--- start of Source data ---

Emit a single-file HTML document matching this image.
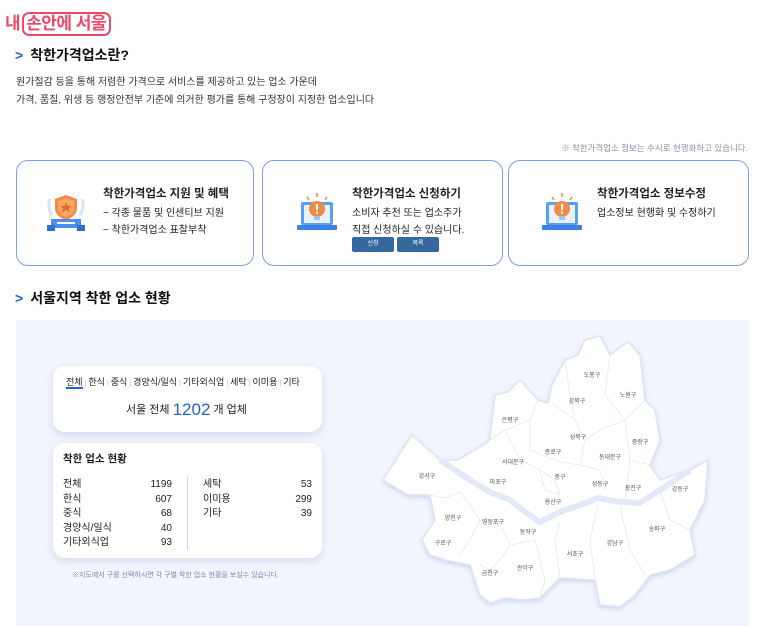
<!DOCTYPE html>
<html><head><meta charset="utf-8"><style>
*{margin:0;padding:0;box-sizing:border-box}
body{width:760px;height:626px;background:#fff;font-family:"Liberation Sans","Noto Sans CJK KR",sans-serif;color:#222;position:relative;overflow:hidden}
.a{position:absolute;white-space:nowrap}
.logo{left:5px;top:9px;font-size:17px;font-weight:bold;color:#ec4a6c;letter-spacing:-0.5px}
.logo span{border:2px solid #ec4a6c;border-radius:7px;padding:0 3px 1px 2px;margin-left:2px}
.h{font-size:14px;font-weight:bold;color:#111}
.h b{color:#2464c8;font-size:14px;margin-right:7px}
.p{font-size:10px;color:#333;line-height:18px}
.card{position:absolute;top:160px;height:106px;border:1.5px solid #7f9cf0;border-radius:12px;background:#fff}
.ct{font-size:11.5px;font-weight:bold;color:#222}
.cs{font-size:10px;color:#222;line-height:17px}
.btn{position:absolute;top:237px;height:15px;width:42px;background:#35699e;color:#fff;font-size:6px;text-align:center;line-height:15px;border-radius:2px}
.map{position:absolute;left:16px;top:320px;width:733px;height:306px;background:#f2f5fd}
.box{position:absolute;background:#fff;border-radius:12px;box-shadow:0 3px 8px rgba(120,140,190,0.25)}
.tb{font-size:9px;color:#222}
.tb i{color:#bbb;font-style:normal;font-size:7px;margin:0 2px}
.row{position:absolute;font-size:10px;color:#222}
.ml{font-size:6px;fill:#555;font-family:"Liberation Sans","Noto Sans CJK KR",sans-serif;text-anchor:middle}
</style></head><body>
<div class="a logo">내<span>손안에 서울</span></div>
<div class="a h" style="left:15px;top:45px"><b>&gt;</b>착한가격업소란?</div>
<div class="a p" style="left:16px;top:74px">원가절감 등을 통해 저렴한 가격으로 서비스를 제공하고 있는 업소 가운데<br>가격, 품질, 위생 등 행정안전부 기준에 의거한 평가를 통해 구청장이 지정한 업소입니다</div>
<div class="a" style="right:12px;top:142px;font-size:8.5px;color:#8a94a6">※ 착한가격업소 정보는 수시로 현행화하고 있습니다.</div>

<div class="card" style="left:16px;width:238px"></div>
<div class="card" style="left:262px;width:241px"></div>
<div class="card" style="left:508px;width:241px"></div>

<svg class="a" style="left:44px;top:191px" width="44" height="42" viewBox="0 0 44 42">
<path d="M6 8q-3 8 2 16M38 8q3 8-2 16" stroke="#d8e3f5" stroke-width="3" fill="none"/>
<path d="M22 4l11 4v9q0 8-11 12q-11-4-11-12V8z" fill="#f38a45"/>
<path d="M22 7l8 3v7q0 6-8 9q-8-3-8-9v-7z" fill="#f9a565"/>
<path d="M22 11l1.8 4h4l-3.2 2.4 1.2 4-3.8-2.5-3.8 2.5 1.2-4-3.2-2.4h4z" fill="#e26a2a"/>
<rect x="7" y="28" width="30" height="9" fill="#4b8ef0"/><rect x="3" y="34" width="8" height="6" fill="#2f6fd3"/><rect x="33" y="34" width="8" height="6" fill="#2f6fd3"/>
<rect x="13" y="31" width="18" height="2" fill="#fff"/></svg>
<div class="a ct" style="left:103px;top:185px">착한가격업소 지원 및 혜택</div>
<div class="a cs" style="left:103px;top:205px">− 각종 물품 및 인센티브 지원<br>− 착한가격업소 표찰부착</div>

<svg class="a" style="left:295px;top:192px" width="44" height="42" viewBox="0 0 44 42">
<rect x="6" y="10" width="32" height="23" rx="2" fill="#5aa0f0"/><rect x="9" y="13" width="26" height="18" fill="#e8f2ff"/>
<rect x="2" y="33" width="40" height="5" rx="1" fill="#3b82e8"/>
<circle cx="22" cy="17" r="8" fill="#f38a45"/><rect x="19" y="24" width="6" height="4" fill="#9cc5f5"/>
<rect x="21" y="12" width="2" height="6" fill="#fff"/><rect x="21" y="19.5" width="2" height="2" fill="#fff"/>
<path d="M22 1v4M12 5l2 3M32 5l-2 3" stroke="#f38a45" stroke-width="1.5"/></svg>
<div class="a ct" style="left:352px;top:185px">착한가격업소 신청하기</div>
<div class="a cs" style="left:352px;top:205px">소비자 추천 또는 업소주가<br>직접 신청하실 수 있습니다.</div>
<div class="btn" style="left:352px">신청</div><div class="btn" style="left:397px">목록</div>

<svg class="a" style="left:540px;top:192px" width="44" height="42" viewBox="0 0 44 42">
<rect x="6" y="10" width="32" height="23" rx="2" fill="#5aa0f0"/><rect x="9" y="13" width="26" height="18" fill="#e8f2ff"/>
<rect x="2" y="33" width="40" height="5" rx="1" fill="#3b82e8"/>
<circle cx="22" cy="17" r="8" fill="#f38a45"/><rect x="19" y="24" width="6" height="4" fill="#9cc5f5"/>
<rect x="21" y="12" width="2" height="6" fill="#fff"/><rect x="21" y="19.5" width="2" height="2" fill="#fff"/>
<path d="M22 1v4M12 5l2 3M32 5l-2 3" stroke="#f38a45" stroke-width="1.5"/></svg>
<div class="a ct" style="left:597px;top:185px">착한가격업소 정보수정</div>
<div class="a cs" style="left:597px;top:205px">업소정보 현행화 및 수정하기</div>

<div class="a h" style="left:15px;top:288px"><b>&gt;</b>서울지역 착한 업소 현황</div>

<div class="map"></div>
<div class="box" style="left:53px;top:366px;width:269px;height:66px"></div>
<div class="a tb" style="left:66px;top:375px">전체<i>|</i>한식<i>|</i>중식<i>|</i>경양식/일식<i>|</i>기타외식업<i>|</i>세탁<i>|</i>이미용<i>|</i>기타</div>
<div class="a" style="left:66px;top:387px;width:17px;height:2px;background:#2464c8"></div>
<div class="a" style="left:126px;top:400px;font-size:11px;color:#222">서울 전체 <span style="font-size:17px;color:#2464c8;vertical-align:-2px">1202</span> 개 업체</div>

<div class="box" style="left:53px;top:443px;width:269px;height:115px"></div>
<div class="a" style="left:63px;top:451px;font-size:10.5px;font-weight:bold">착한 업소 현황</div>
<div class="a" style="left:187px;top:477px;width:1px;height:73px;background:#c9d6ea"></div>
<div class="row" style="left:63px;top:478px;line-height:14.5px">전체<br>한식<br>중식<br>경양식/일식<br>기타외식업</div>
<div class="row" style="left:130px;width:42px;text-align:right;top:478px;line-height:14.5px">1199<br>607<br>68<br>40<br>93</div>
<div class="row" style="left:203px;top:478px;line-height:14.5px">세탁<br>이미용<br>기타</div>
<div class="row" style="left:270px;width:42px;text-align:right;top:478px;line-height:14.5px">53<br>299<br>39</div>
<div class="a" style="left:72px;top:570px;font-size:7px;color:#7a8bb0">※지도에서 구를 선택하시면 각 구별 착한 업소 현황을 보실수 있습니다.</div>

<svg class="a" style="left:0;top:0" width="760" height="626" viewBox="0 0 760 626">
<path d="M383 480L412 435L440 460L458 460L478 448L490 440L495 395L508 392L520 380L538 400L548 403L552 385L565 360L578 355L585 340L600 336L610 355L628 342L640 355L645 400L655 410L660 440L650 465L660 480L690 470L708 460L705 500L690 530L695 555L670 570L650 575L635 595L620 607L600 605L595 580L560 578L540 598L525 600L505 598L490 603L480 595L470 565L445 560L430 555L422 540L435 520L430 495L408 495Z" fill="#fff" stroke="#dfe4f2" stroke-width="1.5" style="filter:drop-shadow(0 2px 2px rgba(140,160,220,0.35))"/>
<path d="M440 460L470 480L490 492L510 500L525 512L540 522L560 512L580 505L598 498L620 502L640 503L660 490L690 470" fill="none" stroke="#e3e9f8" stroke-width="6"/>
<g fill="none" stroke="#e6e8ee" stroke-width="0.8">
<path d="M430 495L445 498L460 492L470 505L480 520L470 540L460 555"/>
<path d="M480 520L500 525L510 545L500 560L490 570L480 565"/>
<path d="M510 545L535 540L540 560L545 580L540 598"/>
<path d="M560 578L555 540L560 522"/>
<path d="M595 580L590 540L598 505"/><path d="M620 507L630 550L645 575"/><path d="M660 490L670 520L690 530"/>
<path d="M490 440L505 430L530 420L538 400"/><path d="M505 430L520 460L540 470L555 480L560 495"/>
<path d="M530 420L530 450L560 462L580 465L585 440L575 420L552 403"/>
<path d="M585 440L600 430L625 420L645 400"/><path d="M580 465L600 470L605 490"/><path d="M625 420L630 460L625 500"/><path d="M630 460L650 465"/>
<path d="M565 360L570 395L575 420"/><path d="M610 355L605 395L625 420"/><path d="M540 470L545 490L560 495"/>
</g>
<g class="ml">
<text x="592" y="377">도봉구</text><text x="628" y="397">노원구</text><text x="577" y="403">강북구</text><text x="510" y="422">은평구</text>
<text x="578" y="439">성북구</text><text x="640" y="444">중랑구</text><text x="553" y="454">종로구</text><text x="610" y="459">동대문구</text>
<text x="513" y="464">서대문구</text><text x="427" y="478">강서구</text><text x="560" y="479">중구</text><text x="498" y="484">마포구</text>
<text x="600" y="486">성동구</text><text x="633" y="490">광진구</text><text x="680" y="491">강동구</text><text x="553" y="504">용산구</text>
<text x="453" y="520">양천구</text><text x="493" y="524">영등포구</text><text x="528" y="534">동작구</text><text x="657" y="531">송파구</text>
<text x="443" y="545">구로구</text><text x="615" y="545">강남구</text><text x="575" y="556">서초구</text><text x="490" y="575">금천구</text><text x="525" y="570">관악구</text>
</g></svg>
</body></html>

--- end of Source data ---

▶ **Problem description**: Return nothing but the lines running from the start of the data to the line with "수시로 현행화하고 있습니다.</div>", please, both ends included and no pictures.

▶ **Solution to this exercise**:
Emit a single-file HTML document matching this image.
<!DOCTYPE html>
<html><head><meta charset="utf-8"><style>
*{margin:0;padding:0;box-sizing:border-box}
body{width:760px;height:626px;background:#fff;font-family:"Liberation Sans","Noto Sans CJK KR",sans-serif;color:#222;position:relative;overflow:hidden}
.a{position:absolute;white-space:nowrap}
.logo{left:5px;top:9px;font-size:17px;font-weight:bold;color:#ec4a6c;letter-spacing:-0.5px}
.logo span{border:2px solid #ec4a6c;border-radius:7px;padding:0 3px 1px 2px;margin-left:2px}
.h{font-size:14px;font-weight:bold;color:#111}
.h b{color:#2464c8;font-size:14px;margin-right:7px}
.p{font-size:10px;color:#333;line-height:18px}
.card{position:absolute;top:160px;height:106px;border:1.5px solid #7f9cf0;border-radius:12px;background:#fff}
.ct{font-size:11.5px;font-weight:bold;color:#222}
.cs{font-size:10px;color:#222;line-height:17px}
.btn{position:absolute;top:237px;height:15px;width:42px;background:#35699e;color:#fff;font-size:6px;text-align:center;line-height:15px;border-radius:2px}
.map{position:absolute;left:16px;top:320px;width:733px;height:306px;background:#f2f5fd}
.box{position:absolute;background:#fff;border-radius:12px;box-shadow:0 3px 8px rgba(120,140,190,0.25)}
.tb{font-size:9px;color:#222}
.tb i{color:#bbb;font-style:normal;font-size:7px;margin:0 2px}
.row{position:absolute;font-size:10px;color:#222}
.ml{font-size:6px;fill:#555;font-family:"Liberation Sans","Noto Sans CJK KR",sans-serif;text-anchor:middle}
</style></head><body>
<div class="a logo">내<span>손안에 서울</span></div>
<div class="a h" style="left:15px;top:45px"><b>&gt;</b>착한가격업소란?</div>
<div class="a p" style="left:16px;top:74px">원가절감 등을 통해 저렴한 가격으로 서비스를 제공하고 있는 업소 가운데<br>가격, 품질, 위생 등 행정안전부 기준에 의거한 평가를 통해 구청장이 지정한 업소입니다</div>
<div class="a" style="right:12px;top:142px;font-size:8.5px;color:#8a94a6">※ 착한가격업소 정보는 수시로 현행화하고 있습니다.</div>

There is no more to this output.